No tengo ánimos ni intenciones de hacer que esto parezca un artículo espléndido, soy sincero. Tampoco podría hacerlo. Lo repito: no tengo ánimos ni intenciones.
Simplemente, escribo esta columna en honor a Stan Lee, recientemente fallecido (12 de noviembre, 2018) y que deja atrás un mundo inexorablemente bello, en el cual hizo que muchos creyéramos que es posible ser un superhéroe más allá de los músculos, las capas, los trajes ajustados o los increíblemente destructivos superpoderes. Fue un hombre al que el mundo entero conoció sin conocerlo físicamente, aunque en realidad, no era necesario. Nunca lo fue.
Stan Lee (95), abandonó este mundo para ir, como mi niño de cinco años interno quiere creer, a algún lugar de aquellos que él mismo creaba en las oficinas de Marvel Cómics o quizás en su hogar, acompañado de su amada esposa, Joan.
Stan Lee fue un hombre típicamente atípico, su mente era la más fiel de las demostraciones. Hizo de los cómics, de las viñetas y globos de diálogo un espacio de pantalones largos, sin dejar de lado su sonrisa y alegría, siempre queriendo dar un poco más que grandes peleas entre cuadros o frases significativas que, en algunos casos, quedaron en la memoria para siempre.
No hay mucho más que agregar para una persona a la que el trivial “gracias” queda corto.
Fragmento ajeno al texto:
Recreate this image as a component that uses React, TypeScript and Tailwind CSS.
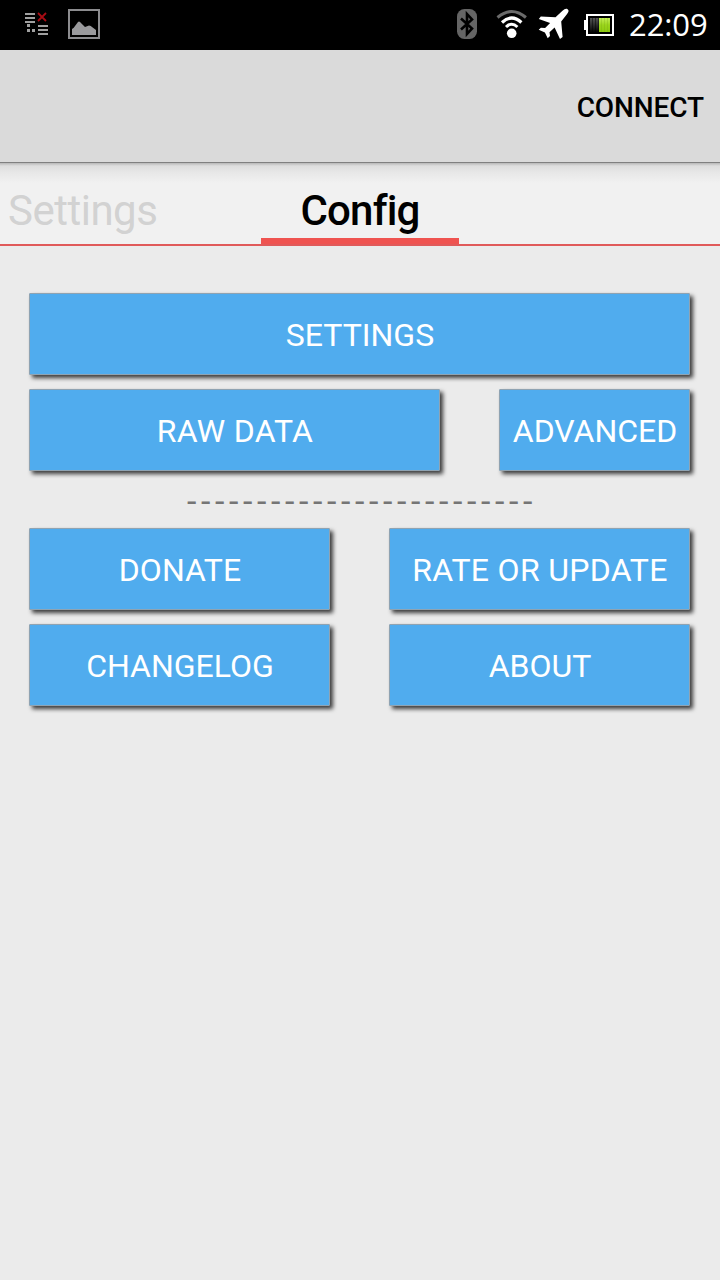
import type { ReactNode } from 'react';

function StatusBar() {
  return (
    <header className="h-[50px] bg-black flex items-start justify-between">
      <div className="flex pl-6">
        <svg width="24" height="50" viewBox="24 0 24 50" shapeRendering="crispEdges">
          <path d="M25 14h10M25 18h10M25 22h10M38 26h10M38 30h10M38 34h10" stroke="#a0a0a0" strokeWidth="2" />
          <path d="M27 24h3v3h-3zM27 29h3v3h-3zM32 29h3v3h-3z" fill="#a0a0a0" />
          <path d="M38 13l8 8M46 13l-8 8" stroke="#a80c14" strokeWidth="1.8" shapeRendering="auto" />
        </svg>
        <svg className="ml-5" width="32" height="50" viewBox="68 0 32 50">
          <rect x="69" y="10" width="30" height="28" fill="none" stroke="#8c8c8f" strokeWidth="2" />
          <path d="M72 35v-6q2-1 3-3l3-4q1-.8 2 0l5 5 4-1.5q2 0 3 1.5l4 3v5z" fill="#9a9a9d" />
        </svg>
      </div>
      <div className="flex">
        <svg width="174" height="50" viewBox="440 0 174 50">
          <rect x="457" y="9" width="20" height="30" rx="7.5" fill="#656565" />
          <path d="M461 18.5l11 10-5 5.5V14l5 5.5-11 10" fill="none" stroke="#000" strokeWidth="2.6" />
          <g fill="none">
            <path d="M497.5 17.5q14.2-12 28.4 0" stroke="#6a6a6a" strokeWidth="3" />
            <path d="M502 22.5q9.7-9 19.4 0" stroke="#fff" strokeWidth="3.2" />
            <path d="M506 27q5.7-5.5 11.4 0" stroke="#fff" strokeWidth="3" />
          </g>
          <circle cx="511.7" cy="33.3" r="4.8" fill="#fff" />
          <path
            d="M567.6 9.3c1.8 1.3.8 3-.7 4.9l-5.7 7.2 1.4 15.6-2.6 2-5.4-11.5-5.1 4.7.5 3.8-2.3 2.2-2.8-5.7-6.2-2.8 2.2-2 4.2.4 5-5.2-11.3-4 2-2.5 14.7.9 7-6.5c2-1.8 3.7-2.6 5.1-1.5z"
            fill="#fff"
          />
          <rect x="587" y="15" width="26" height="20" fill="none" stroke="#fff" strokeWidth="2" />
          <path d="M584 20h2v10h-2z" fill="#fff" />
          <path d="M590 18h9v14h-9z" fill="url(#batteryEmpty)" />
          <path d="M599 18h11v14h-11z" fill="url(#batteryFull)" />
          <path d="M592.5 18v14M595.5 18v14M598.5 18v14" stroke="#000" strokeOpacity=".45" />
          <path d="M601.5 18v14M604.5 18v14M607.5 18v14" stroke="#6f9c13" strokeOpacity=".25" />
          <defs>
            <linearGradient id="batteryEmpty" x2="0" y2="1">
              <stop stopColor="#555" />
              <stop offset="1" stopColor="#050505" />
            </linearGradient>
            <linearGradient id="batteryFull" x2="0" y2="1">
              <stop stopColor="#c2ee55" />
              <stop offset=".5" stopColor="#9bd51c" />
              <stop offset="1" stopColor="#8dca10" />
            </linearGradient>
          </defs>
        </svg>
        <span className="w-[106px] pl-[15px] text-[31px] leading-[48px] tracking-[-0.1px] text-white font-['Open_Sans',sans-serif]">
          22:09
        </span>
      </div>
    </header>
  );
}

function Button({ children, className = '' }: { children: ReactNode; className?: string }) {
  return (
    <button
      className={`h-[82px] pt-0.5 pl-px border border-[#8fa3b2] rounded-[1px] bg-[#50acee] text-white text-[32px] whitespace-nowrap shadow-[3px_3px_4px_rgba(0,0,0,0.75)] ${className}`}
    >
      {children}
    </button>
  );
}

export default function App() {
  return (
    <div className="w-[720px] h-[1280px] overflow-hidden bg-[#ebebeb] font-[Roboto,sans-serif]">
      <StatusBar />

      <div className="h-[113px] pt-1 bg-[#dadada] border-b border-[#808080] flex items-center justify-end pr-4">
        <button className="text-[28px] tracking-[-0.1px] font-medium text-black">CONNECT</button>
      </div>

      <nav className="h-[83px] grid grid-cols-[261px_198px_261px] border-b-2 border-[#e05a5a] bg-[linear-gradient(#b8b8b8_0px,#dedede_3px,#e7e7e7_9px,#f1f1f1_20px)] text-[42px] leading-[96px]">
        <span className="pl-2 tracking-[-0.5px] text-[#d2d2d2]">Settings</span>
        <span className="h-[81px] text-center tracking-[-0.8px] font-medium text-black border-b-[6px] border-[#ef5350]">
          Config
        </span>
      </nav>

      <main className="pt-[47px] pl-[29px] pr-[30px]">
        <div className="flex flex-col gap-[14px]">
          <Button>SETTINGS</Button>
          <div className="flex justify-between">
            <Button className="w-[411px] tracking-[0.3px]">RAW DATA</Button>
            <Button className="w-[191px]">ADVANCED</Button>
          </div>
        </div>
        <div className="h-[57px] pl-[158px] text-[34px] leading-[61px] tracking-[4.6px] text-[#757575] whitespace-nowrap">
          -------------------------
        </div>
        <div className="grid grid-cols-[301px_301px] justify-between gap-y-[14px]">
          <Button>DONATE</Button>
          <Button className="tracking-[0.3px]">RATE OR UPDATE</Button>
          <Button>CHANGELOG</Button>
          <Button>ABOUT</Button>
        </div>
      </main>
    </div>
  );
}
Para aquellos que no gustan de los cómics, de Marvel, de los superhéroes, de esos mundos llenos de una magia especial, como si las piezas de un misterioso engranaje se estuviesen ensamblando para dar vida a espacios únicos e irrepetibles que, en muchos casos, fueron artífices principales de la creación de infancias repletas de una ingenua, pero a la vez mágica realidad que podía sentirse, que podía llevarse a casa, reconociendo en sus personajes y rincones a seres que hacían más que volar o sacar garras de sus manos.
Querido Stan Lee, escribo esto con el corazón apretado, no obstante realmente dichoso de haber conocido tu obra, de haber podido disfrutar de momentos únicos junto a personajes de pantalón largo que nunca dejaron de ser un espacio de entretención para niños, tan buenos y reales que lo siguieron siendo de adulto. Tomaste la posta de los cómics allá en los años 30, cuando todo se caía a pedazos, pero tenías una misión, querido Stan: llenar nuestros corazones. Tomaste la posta porque quizás en tu interior sabías que tenías ese poder de crear hermosos mundos, y como bien nos enseñaste, un gran poder conlleva una gran responsabilidad.